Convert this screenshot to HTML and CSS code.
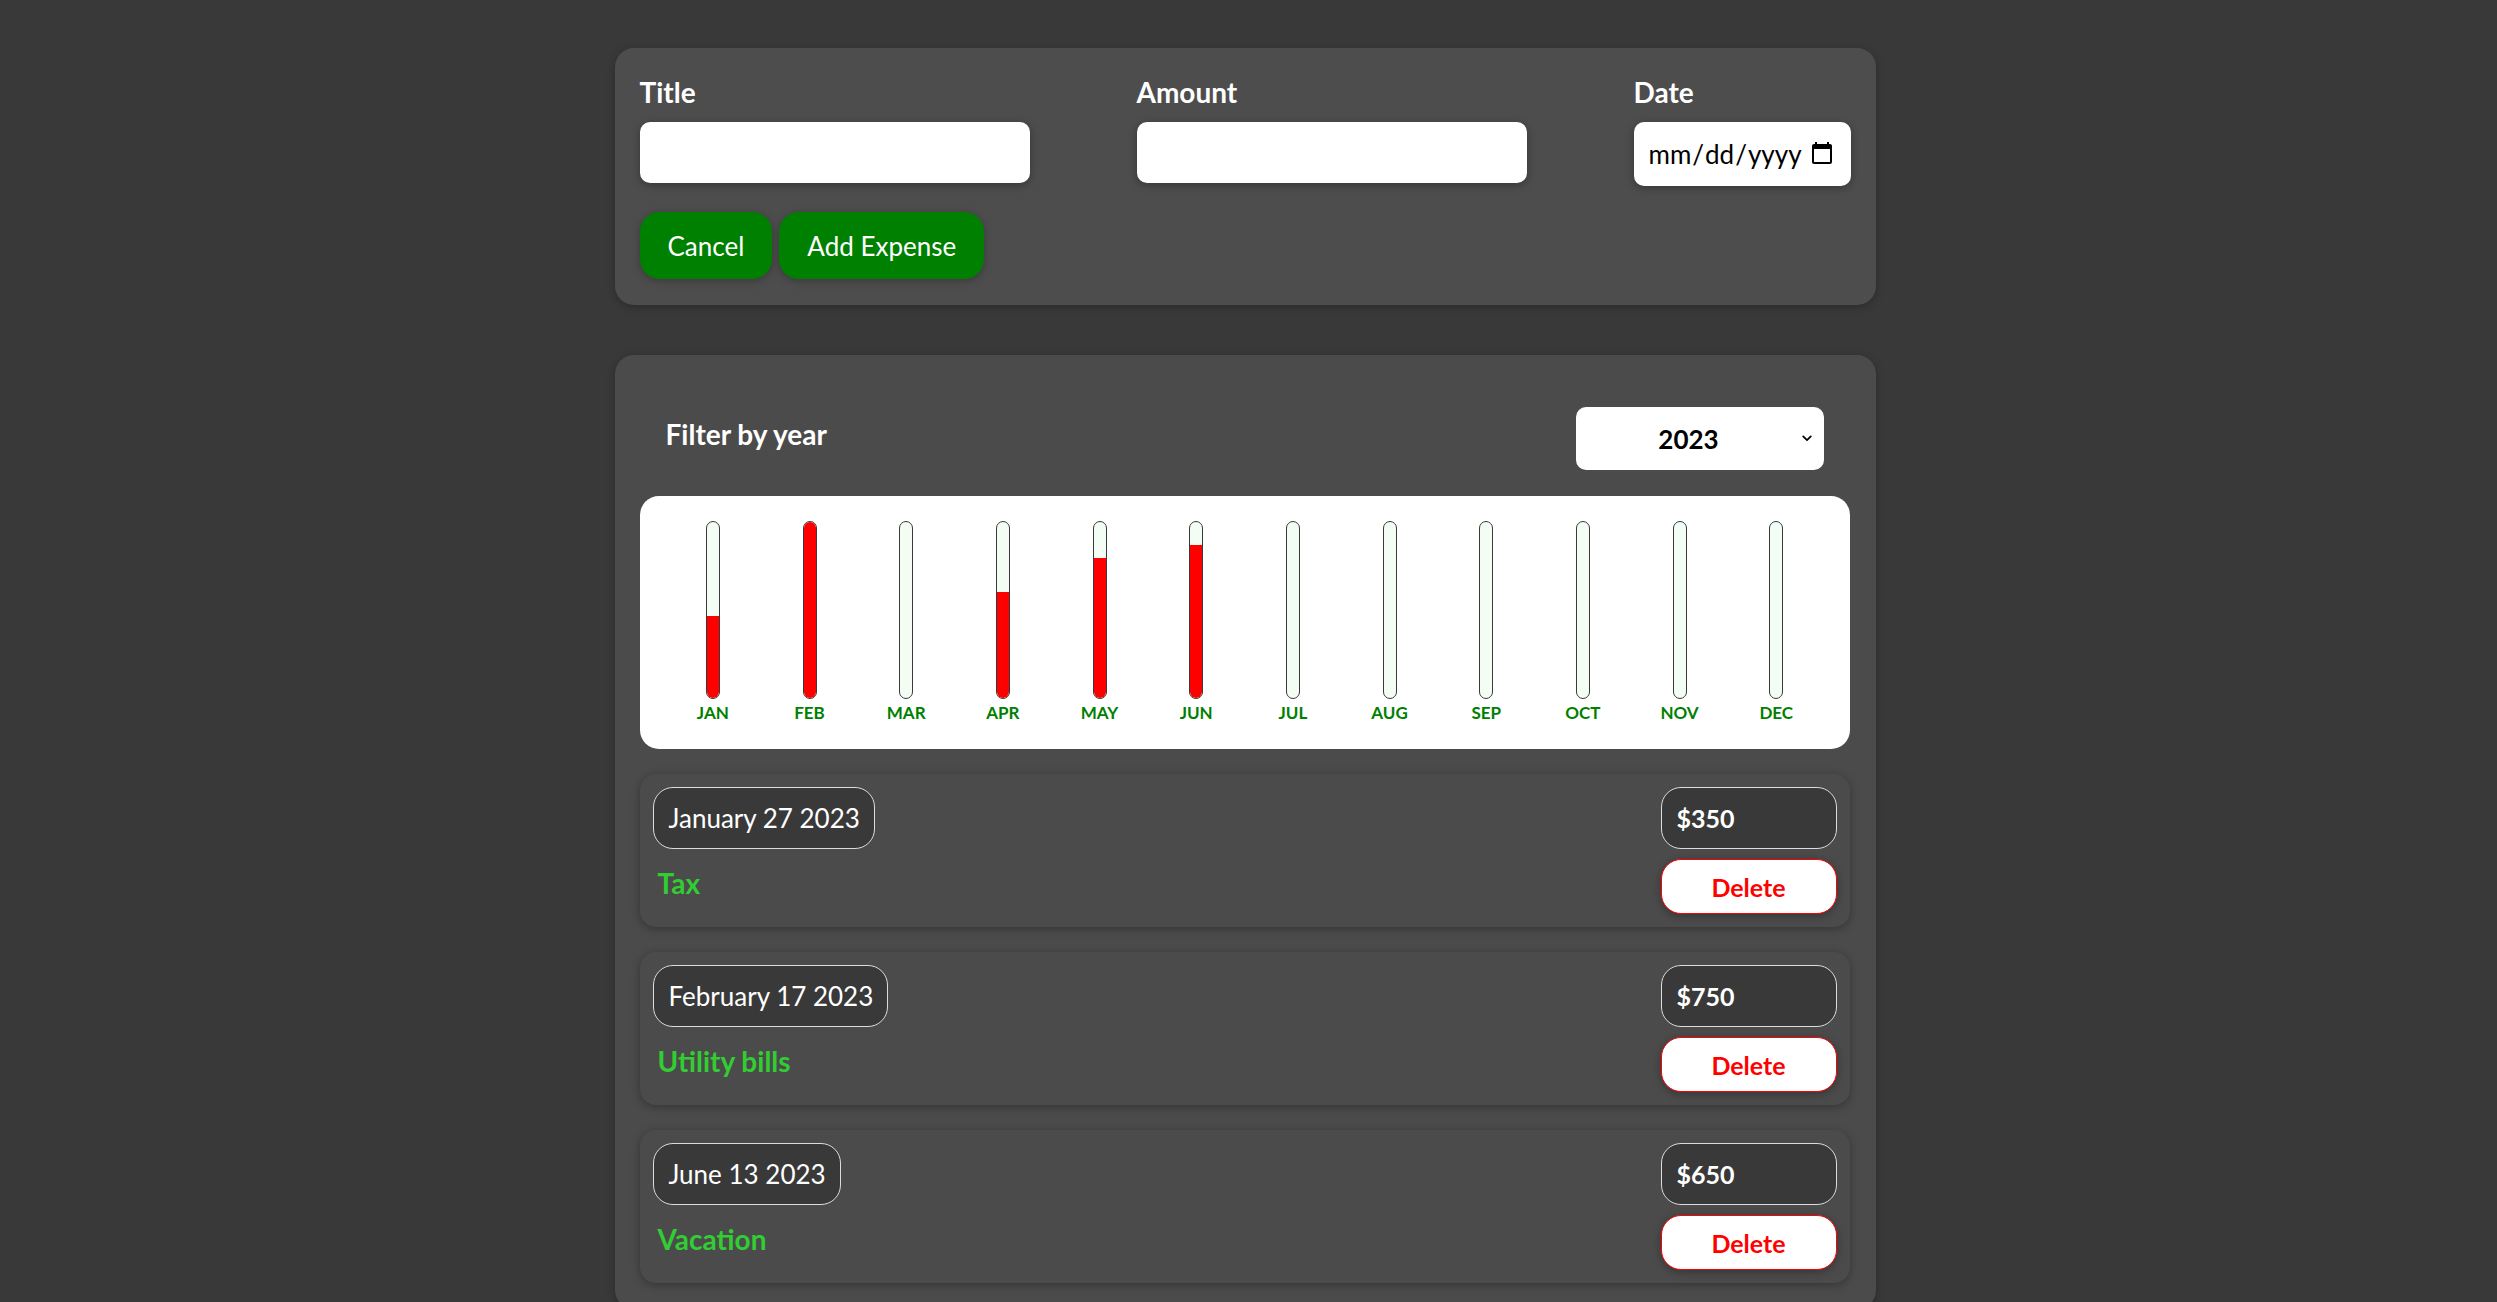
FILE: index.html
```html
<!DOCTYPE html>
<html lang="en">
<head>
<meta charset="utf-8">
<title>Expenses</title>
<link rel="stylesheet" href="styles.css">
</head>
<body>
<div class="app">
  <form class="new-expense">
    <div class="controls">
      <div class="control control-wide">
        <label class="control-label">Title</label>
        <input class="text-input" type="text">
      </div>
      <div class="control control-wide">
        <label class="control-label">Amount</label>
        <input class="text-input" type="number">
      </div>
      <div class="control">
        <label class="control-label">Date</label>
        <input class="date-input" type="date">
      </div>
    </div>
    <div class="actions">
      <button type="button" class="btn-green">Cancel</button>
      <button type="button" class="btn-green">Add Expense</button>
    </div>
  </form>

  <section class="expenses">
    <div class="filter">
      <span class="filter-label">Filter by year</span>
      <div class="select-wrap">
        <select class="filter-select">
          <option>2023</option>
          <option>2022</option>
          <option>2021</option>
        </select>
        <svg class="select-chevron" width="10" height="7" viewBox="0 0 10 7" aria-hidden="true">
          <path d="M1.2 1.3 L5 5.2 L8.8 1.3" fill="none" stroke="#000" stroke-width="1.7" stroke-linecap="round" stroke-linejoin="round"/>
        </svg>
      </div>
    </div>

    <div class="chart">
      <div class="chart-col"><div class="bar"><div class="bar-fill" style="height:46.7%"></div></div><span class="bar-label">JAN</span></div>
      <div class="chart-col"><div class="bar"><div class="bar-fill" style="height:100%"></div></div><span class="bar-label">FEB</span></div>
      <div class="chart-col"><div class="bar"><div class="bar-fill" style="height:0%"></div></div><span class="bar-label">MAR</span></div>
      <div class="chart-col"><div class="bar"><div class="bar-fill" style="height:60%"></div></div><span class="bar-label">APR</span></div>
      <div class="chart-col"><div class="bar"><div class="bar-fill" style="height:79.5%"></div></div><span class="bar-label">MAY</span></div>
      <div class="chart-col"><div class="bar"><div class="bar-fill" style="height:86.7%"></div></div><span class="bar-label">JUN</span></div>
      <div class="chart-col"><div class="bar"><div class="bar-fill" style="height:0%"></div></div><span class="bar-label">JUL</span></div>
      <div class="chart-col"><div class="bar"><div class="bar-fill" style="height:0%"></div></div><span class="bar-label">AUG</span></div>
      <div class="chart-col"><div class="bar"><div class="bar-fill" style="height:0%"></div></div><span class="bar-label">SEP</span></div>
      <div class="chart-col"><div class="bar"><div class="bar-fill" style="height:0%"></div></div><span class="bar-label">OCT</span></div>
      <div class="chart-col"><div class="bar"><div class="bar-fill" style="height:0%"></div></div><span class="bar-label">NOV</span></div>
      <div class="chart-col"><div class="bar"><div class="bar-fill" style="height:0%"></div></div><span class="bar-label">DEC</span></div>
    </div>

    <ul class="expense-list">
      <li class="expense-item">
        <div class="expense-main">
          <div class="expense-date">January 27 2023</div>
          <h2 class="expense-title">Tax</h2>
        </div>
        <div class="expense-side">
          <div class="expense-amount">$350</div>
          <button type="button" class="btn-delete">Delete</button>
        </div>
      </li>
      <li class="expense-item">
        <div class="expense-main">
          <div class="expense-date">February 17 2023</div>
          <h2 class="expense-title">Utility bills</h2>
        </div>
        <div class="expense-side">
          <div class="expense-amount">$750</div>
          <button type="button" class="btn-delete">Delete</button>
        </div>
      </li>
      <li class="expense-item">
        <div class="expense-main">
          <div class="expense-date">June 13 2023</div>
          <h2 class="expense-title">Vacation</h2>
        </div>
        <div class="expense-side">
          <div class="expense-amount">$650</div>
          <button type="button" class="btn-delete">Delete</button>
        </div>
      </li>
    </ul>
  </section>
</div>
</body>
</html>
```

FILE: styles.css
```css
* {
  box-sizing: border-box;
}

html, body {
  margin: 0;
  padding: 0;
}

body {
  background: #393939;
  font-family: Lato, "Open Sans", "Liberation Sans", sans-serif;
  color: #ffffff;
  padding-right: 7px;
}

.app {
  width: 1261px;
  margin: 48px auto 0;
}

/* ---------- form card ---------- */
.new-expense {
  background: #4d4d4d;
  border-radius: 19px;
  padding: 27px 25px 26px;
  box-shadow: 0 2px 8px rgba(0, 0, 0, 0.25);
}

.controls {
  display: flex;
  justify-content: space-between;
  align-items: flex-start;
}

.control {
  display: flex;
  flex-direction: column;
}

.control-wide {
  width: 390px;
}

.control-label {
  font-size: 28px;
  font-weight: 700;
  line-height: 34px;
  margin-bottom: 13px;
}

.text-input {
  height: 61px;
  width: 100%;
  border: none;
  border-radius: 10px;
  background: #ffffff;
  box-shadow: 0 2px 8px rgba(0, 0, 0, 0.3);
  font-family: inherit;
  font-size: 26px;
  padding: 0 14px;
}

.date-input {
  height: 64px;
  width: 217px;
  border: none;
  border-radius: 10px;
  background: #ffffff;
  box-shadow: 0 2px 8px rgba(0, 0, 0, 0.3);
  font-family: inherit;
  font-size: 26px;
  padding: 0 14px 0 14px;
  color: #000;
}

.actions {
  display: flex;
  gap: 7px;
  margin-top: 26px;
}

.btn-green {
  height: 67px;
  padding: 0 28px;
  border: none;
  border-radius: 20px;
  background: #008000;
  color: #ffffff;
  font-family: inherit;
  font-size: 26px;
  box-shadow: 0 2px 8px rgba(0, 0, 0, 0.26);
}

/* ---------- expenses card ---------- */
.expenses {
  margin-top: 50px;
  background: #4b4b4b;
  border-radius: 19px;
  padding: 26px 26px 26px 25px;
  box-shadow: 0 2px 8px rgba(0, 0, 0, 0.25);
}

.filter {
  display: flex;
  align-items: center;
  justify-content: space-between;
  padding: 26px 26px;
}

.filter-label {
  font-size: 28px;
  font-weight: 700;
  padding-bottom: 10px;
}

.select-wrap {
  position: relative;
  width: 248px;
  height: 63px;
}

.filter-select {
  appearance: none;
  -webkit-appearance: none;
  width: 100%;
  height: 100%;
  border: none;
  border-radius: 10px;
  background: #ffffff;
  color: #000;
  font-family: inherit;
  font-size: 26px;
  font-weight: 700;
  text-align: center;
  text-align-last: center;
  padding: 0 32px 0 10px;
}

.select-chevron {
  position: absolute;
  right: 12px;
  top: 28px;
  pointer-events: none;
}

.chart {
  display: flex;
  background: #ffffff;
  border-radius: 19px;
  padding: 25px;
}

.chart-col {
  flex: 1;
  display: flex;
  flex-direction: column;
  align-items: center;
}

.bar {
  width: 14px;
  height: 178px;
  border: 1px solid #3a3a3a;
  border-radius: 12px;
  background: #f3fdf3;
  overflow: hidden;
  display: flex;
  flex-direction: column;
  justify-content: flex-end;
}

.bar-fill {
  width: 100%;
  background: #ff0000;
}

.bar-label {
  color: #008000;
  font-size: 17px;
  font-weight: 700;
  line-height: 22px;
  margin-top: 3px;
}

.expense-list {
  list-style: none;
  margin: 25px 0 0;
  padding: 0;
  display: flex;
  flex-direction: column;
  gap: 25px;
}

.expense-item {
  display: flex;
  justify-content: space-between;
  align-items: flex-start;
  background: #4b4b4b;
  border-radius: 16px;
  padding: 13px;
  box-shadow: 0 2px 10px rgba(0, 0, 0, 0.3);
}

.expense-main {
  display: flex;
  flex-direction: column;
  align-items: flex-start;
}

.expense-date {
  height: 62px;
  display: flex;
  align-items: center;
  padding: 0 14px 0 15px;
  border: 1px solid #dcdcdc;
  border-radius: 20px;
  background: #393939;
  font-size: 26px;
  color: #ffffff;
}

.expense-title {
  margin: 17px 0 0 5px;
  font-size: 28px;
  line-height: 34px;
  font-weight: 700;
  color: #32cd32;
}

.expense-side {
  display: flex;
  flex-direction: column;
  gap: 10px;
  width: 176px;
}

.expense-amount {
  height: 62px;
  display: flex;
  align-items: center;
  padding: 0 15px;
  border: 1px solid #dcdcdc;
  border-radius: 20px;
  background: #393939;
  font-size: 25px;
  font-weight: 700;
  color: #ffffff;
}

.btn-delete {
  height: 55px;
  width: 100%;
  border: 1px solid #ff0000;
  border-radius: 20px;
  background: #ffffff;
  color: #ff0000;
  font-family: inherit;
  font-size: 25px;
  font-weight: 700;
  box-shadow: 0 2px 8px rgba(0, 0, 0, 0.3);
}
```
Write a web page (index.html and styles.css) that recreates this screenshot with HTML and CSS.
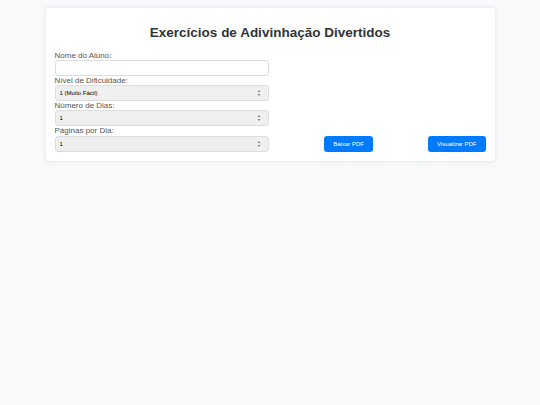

To be done:
Pick out each line containing "styles" and report it.

Reply:
<link rel="stylesheet" href="styles.css">
FILE: styles.css
Write a web page (index.html and styles.css) that recreates this screenshot with HTML and CSS.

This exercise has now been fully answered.